RECORDS TO PROCESS:

════════════════

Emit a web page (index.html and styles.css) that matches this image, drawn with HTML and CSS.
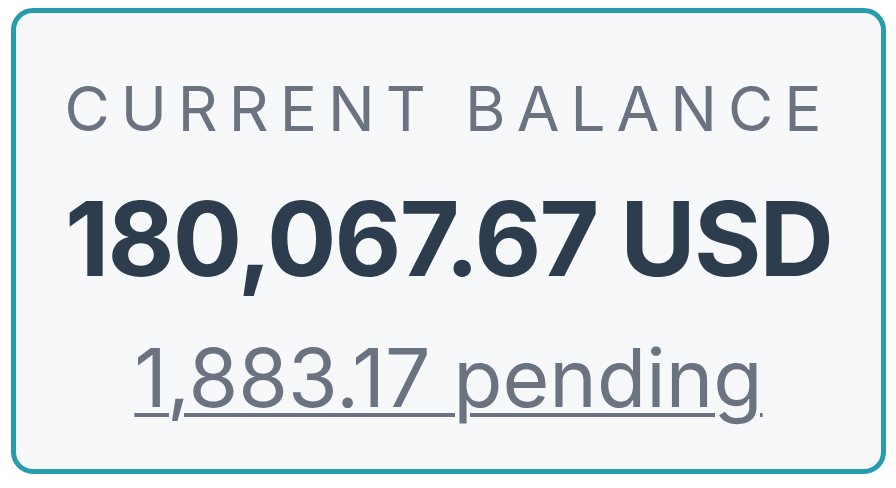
FILE: index.html
```html
<!DOCTYPE html>
<html lang="en">
<head>
<meta charset="utf-8">
<title>Current Balance</title>
<link rel="stylesheet" href="styles.css">
</head>
<body>
<div class="card">
  <div class="label">CURRENT BALANCE</div>
  <div class="amount">180,067.67 USD</div>
  <a class="pending" href="#">1,883.17 pending</a>
</div>
</body>
</html>
```
FILE: styles.css
```css
html, body {
  margin: 0;
  padding: 0;
  background: #ffffff;
}
body {
  padding: 8px 10px 14px 11px;
  font-family: Inter, "Noto Sans", sans-serif;
}
.card {
  box-sizing: border-box;
  width: 875px;
  height: 466px;
  border: 5px solid #269cad;
  border-radius: 22px;
  background: #f7f8fa;
  display: flex;
  flex-direction: column;
  align-items: center;
  padding-top: 65px;
}
.label {
  font-size: 62px;
  line-height: 62px;
  letter-spacing: 11px;
  color: #6b7280;
  font-weight: 400;
}
.amount {
  margin-top: 47px;
  font-size: 103px;
  line-height: 103px;
  font-weight: 700;
  color: #2d3d4e;
  letter-spacing: -1.8px;
}
.pending {
  margin-top: 47px;
  font-size: 80.5px;
  line-height: 82px;
  color: #6b7280;
  text-decoration: underline;
  text-decoration-thickness: 4px;
  text-underline-offset: 6px;
}
```
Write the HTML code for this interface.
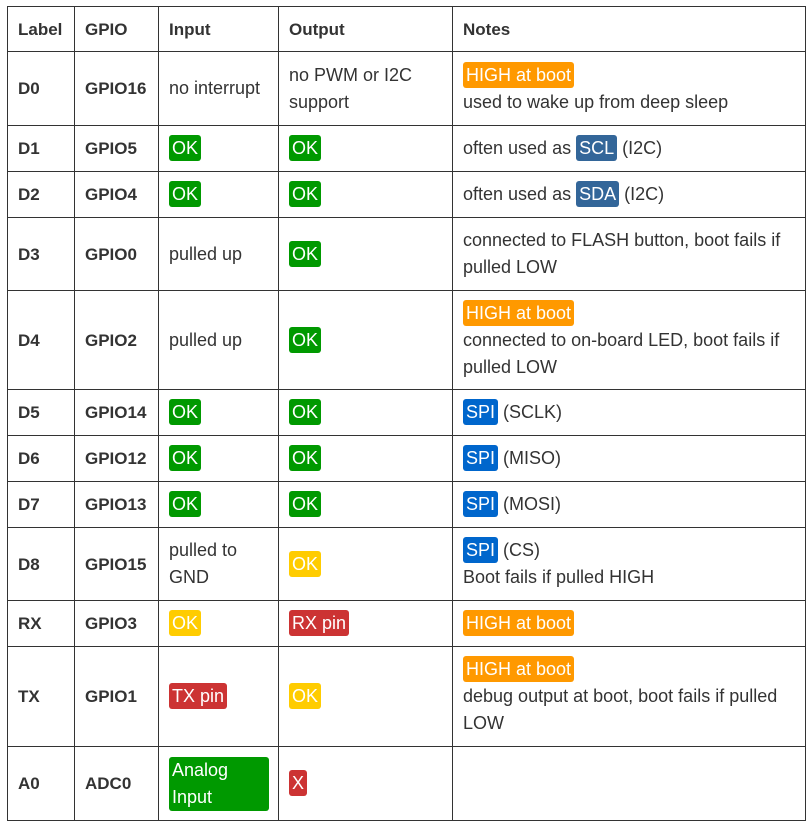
<!DOCTYPE html>
<html><head><style>
body{margin:0;background:#fff;font-family:"Liberation Sans",Arial,sans-serif;font-size:18px;color:#333;}
table{position:absolute;left:7px;top:6px;border-collapse:collapse;table-layout:fixed;width:798px;}
td,th{border:1px solid #333;padding:0 8px 0 10px;vertical-align:middle;line-height:27px;text-align:left;}
th{font-weight:bold;font-size:17px;}
td.b{font-weight:bold;font-size:17px;}
.g,.y,.r,.s,.p,.o{display:inline-block;color:#fff;border-radius:3px;padding:0 3px;line-height:26px;}
.g{background:#009900}.y{background:#ffcc00}.r{background:#cc3333}.s{background:#336699}.p{background:#0066cc}.o{background:#ff9900}
.ai{display:inline-block;background:#009900;color:#fff;border-radius:3px;padding:0 3px;box-sizing:border-box;width:100px;}
</style></head><body>
<table>
<colgroup><col style="width:67px"><col style="width:84px"><col style="width:120px"><col style="width:174px"><col style="width:353px"></colgroup>
<tr style="height:45px"><th>Label</th><th>GPIO</th><th>Input</th><th>Output</th><th>Notes</th></tr>
<tr style="height:74px"><td class="b">D0</td><td class="b">GPIO16</td><td>no interrupt</td><td>no PWM or I2C<br>support</td><td><span class="o">HIGH at boot</span><br>used to wake up from deep sleep</td></tr>
<tr style="height:46px"><td class="b">D1</td><td class="b">GPIO5</td><td><span class="g">OK</span></td><td><span class="g">OK</span></td><td>often used as <span class="s">SCL</span> (I2C)</td></tr>
<tr style="height:46px"><td class="b">D2</td><td class="b">GPIO4</td><td><span class="g">OK</span></td><td><span class="g">OK</span></td><td>often used as <span class="s">SDA</span> (I2C)</td></tr>
<tr style="height:73px"><td class="b">D3</td><td class="b">GPIO0</td><td>pulled up</td><td><span class="g">OK</span></td><td>connected to FLASH button, boot fails if<br>pulled LOW</td></tr>
<tr style="height:99px"><td class="b">D4</td><td class="b">GPIO2</td><td>pulled up</td><td><span class="g">OK</span></td><td><span class="o">HIGH at boot</span><br>connected to on-board LED, boot fails if<br>pulled LOW</td></tr>
<tr style="height:46px"><td class="b">D5</td><td class="b">GPIO14</td><td><span class="g">OK</span></td><td><span class="g">OK</span></td><td><span class="p">SPI</span> (SCLK)</td></tr>
<tr style="height:46px"><td class="b">D6</td><td class="b">GPIO12</td><td><span class="g">OK</span></td><td><span class="g">OK</span></td><td><span class="p">SPI</span> (MISO)</td></tr>
<tr style="height:46px"><td class="b">D7</td><td class="b">GPIO13</td><td><span class="g">OK</span></td><td><span class="g">OK</span></td><td><span class="p">SPI</span> (MOSI)</td></tr>
<tr style="height:73px"><td class="b">D8</td><td class="b">GPIO15</td><td>pulled to<br>GND</td><td><span class="y">OK</span></td><td><span class="p">SPI</span> (CS)<br>Boot fails if pulled HIGH</td></tr>
<tr style="height:46px"><td class="b">RX</td><td class="b">GPIO3</td><td><span class="y">OK</span></td><td><span class="r">RX pin</span></td><td><span class="o">HIGH at boot</span></td></tr>
<tr style="height:100px"><td class="b">TX</td><td class="b">GPIO1</td><td><span class="r">TX pin</span></td><td><span class="y">OK</span></td><td><span class="o">HIGH at boot</span><br>debug output at boot, boot fails if pulled<br>LOW</td></tr>
<tr style="height:74px"><td class="b">A0</td><td class="b">ADC0</td><td><span class="ai">Analog<br>Input</span></td><td><span class="r">X</span></td><td></td></tr>
</table>
</body></html>
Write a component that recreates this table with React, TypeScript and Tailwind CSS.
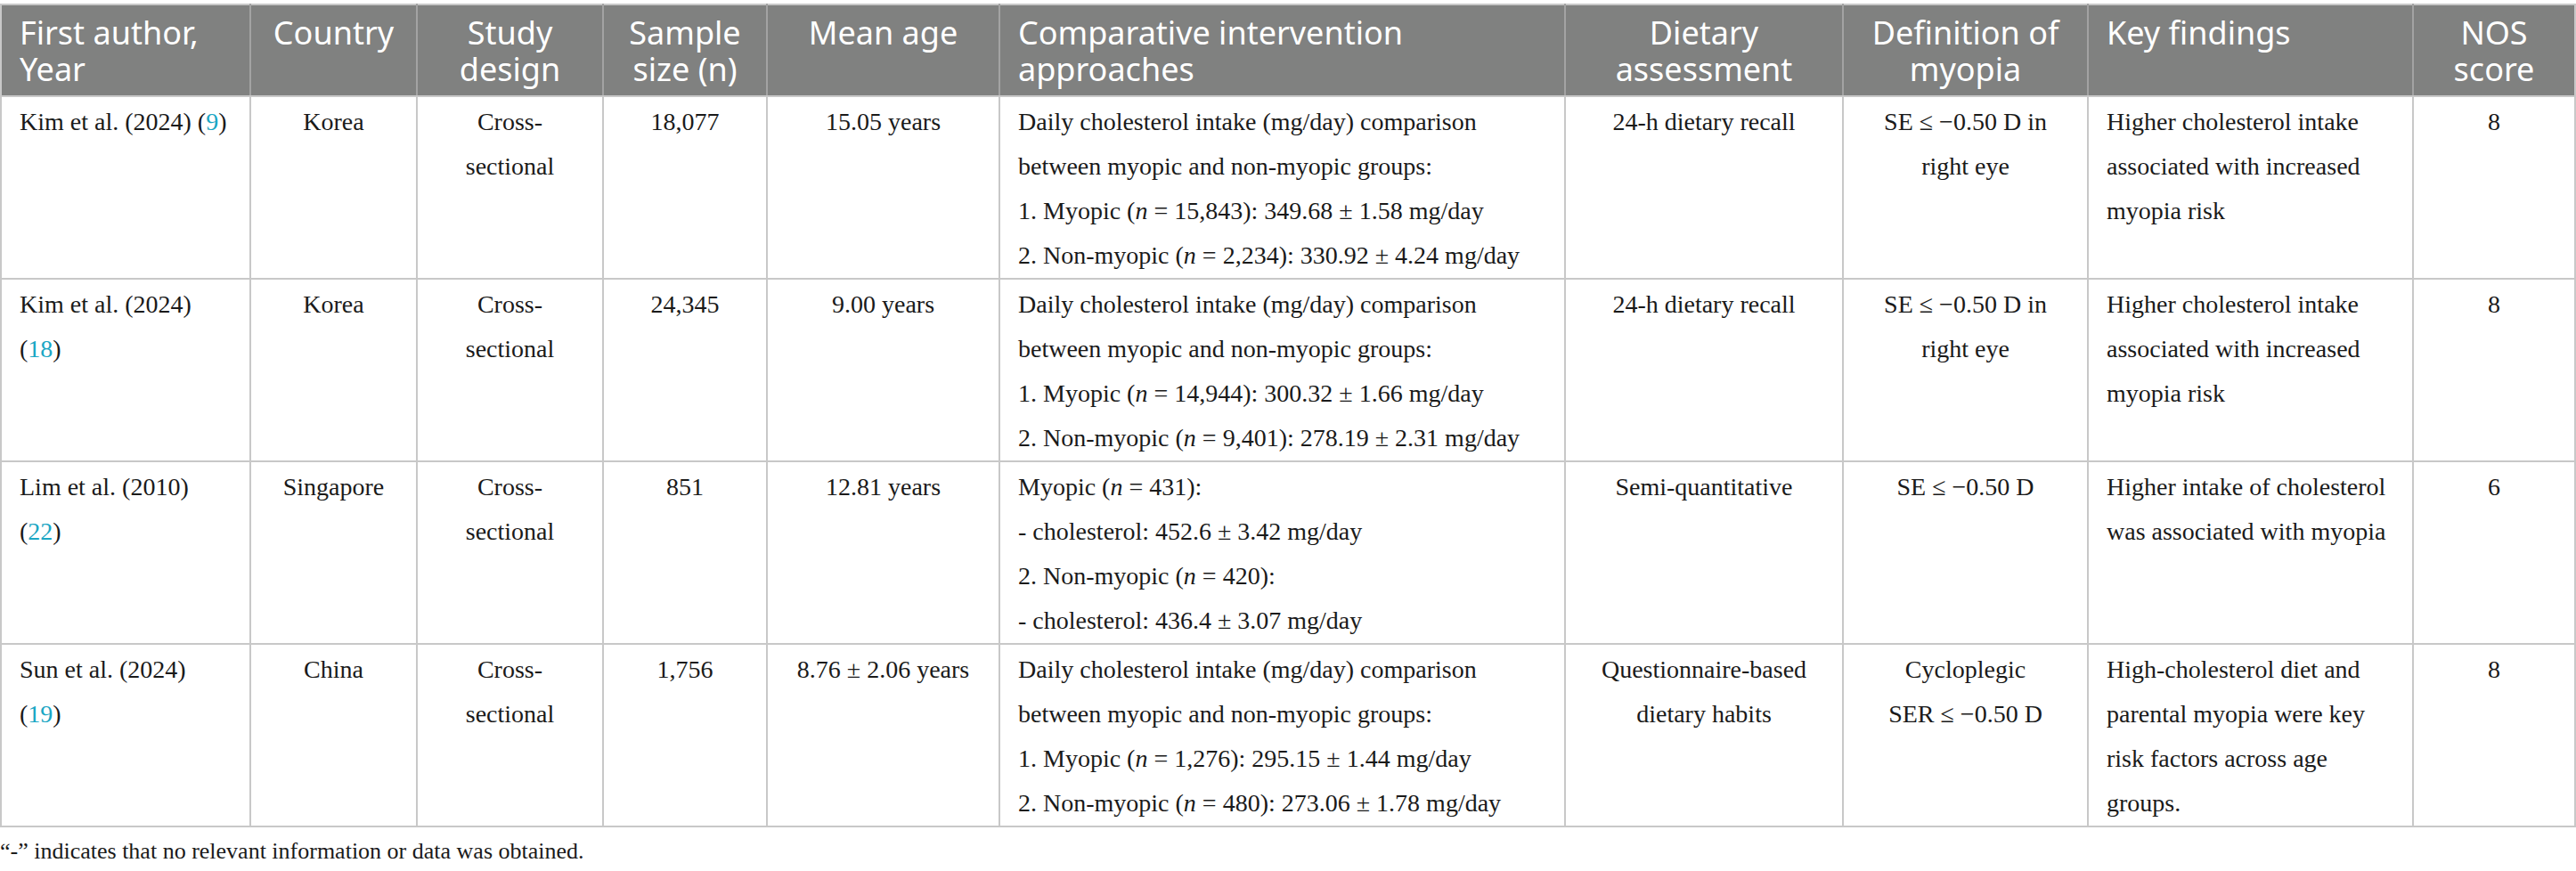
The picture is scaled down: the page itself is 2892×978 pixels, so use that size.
import React from 'react';

type Align = 'left' | 'center';

interface Column {
  width: number;
  align: Align;
  head: React.ReactNode;
}

const columns: Column[] = [
  { width: 280, align: 'left', head: <>First author,<br />Year</> },
  { width: 187, align: 'center', head: <>Country</> },
  { width: 209, align: 'center', head: <>Study<br />design</> },
  { width: 184, align: 'center', head: <>Sample<br />size (n)</> },
  { width: 261, align: 'center', head: <>Mean age</> },
  { width: 635, align: 'left', head: <>Comparative intervention<br />approaches</> },
  { width: 312, align: 'center', head: <>Dietary<br />assessment</> },
  { width: 275, align: 'center', head: <>Definition of<br />myopia</> },
  { width: 365, align: 'left', head: <>Key findings</> },
  { width: 182, align: 'center', head: <>NOS<br />score</> },
];

function Ref({ n }: { n: string }) {
  return (
    <>
      (<span className="text-[#1aa6c4]">{n}</span>)
    </>
  );
}

function N() {
  return <i>n</i>;
}

function Lines({ items }: { items: React.ReactNode[] }) {
  return (
    <>
      {items.map((item, i) => (
        <div key={i} className="whitespace-nowrap">
          {item}
        </div>
      ))}
    </>
  );
}

const dailyIntro = [
  'Daily cholesterol intake (mg/day) comparison',
  'between myopic and non-myopic groups:',
];

const rows: React.ReactNode[][] = [
  [
    <Lines items={[<>Kim et al. (2024) <Ref n="9" /></>]} />,
    'Korea',
    <Lines items={['Cross-', 'sectional']} />,
    '18,077',
    '15.05 years',
    <Lines
      items={[
        ...dailyIntro,
        <>1. Myopic (<N /> = 15,843): 349.68 ± 1.58 mg/day</>,
        <>2. Non-myopic (<N /> = 2,234): 330.92 ± 4.24 mg/day</>,
      ]}
    />,
    '24-h dietary recall',
    <Lines items={['SE ≤ −0.50 D in', 'right eye']} />,
    <Lines items={['Higher cholesterol intake', 'associated with increased', 'myopia risk']} />,
    '8',
  ],
  [
    <Lines items={['Kim et al. (2024)', <Ref n="18" />]} />,
    'Korea',
    <Lines items={['Cross-', 'sectional']} />,
    '24,345',
    '9.00 years',
    <Lines
      items={[
        ...dailyIntro,
        <>1. Myopic (<N /> = 14,944): 300.32 ± 1.66 mg/day</>,
        <>2. Non-myopic (<N /> = 9,401): 278.19 ± 2.31 mg/day</>,
      ]}
    />,
    '24-h dietary recall',
    <Lines items={['SE ≤ −0.50 D in', 'right eye']} />,
    <Lines items={['Higher cholesterol intake', 'associated with increased', 'myopia risk']} />,
    '8',
  ],
  [
    <Lines items={['Lim et al. (2010)', <Ref n="22" />]} />,
    'Singapore',
    <Lines items={['Cross-', 'sectional']} />,
    '851',
    '12.81 years',
    <Lines
      items={[
        <>Myopic (<N /> = 431):</>,
        '- cholesterol: 452.6 ± 3.42 mg/day',
        <>2. Non-myopic (<N /> = 420):</>,
        '- cholesterol: 436.4 ± 3.07 mg/day',
      ]}
    />,
    'Semi-quantitative',
    'SE ≤ −0.50 D',
    <Lines items={['Higher intake of cholesterol', 'was associated with myopia']} />,
    '6',
  ],
  [
    <Lines items={['Sun et al. (2024)', <Ref n="19" />]} />,
    'China',
    <Lines items={['Cross-', 'sectional']} />,
    '1,756',
    '8.76 ± 2.06 years',
    <Lines
      items={[
        ...dailyIntro,
        <>1. Myopic (<N /> = 1,276): 295.15 ± 1.44 mg/day</>,
        <>2. Non-myopic (<N /> = 480): 273.06 ± 1.78 mg/day</>,
      ]}
    />,
    <Lines items={['Questionnaire-based', 'dietary habits']} />,
    <Lines items={['Cycloplegic', 'SER ≤ −0.50 D']} />,
    <Lines
      items={[
        'High-cholesterol diet and',
        'parental myopia were key',
        'risk factors across age',
        'groups.',
      ]}
    />,
    '8',
  ],
];

export default function App() {
  return (
    <div className="min-h-screen w-[2892px] bg-white pt-[4px]">
      <table className="w-[2890px] table-fixed border-collapse">
        <colgroup>
          {columns.map((c, i) => (
            <col key={i} style={{ width: c.width }} />
          ))}
        </colgroup>
        <thead>
          <tr className="bg-[#808180]">
            {columns.map((c, i) => (
              <th
                key={i}
                className={`border-2 border-x-[#a3a3a3] border-t-[#c8c8c8] border-b-[#c8c8c8] px-[20px] pt-[10px] pb-[9px] align-top font-['Noto_Sans',sans-serif] text-[36px] font-normal leading-[41px] text-white ${
                  c.align === 'left' ? 'text-left' : 'text-center'
                } ${i === 0 ? 'border-l-[#c8c8c8]' : ''} ${
                  i === columns.length - 1 ? 'border-r-[#c8c8c8]' : ''
                }`}
              >
                {c.head}
              </th>
            ))}
          </tr>
        </thead>
        <tbody>
          {rows.map((row, r) => (
            <tr key={r}>
              {row.map((cell, i) => (
                <td
                  key={i}
                  className={`border-2 border-[#c8c8c8] px-[20px] pt-[3px] pb-0 align-top font-['Liberation_Serif',serif] text-[28px] leading-[50px] text-[#1a1a1a] ${
                    columns[i].align === 'left' ? 'text-left' : 'text-center'
                  }`}
                >
                  {cell}
                </td>
              ))}
            </tr>
          ))}
        </tbody>
      </table>
      <p className="mt-[9px] font-['Liberation_Serif',serif] text-[26px] leading-[36px] text-[#1a1a1a]">
        “-” indicates that no relevant information or data was obtained.
      </p>
    </div>
  );
}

════════════════

TASK BRIEF: Pull out the lines above in which the word "table" appears.

SOLUTION TO THE PROBLEM:
table{position:absolute;left:7px;top:6px;border-collapse:collapse;table-layout:fixed;width:798px;}
<table>
</table>
Write a component that recreates this table with React, TypeScript and Tailwind CSS.
      <table className="w-[2890px] table-fixed border-collapse">
      </table>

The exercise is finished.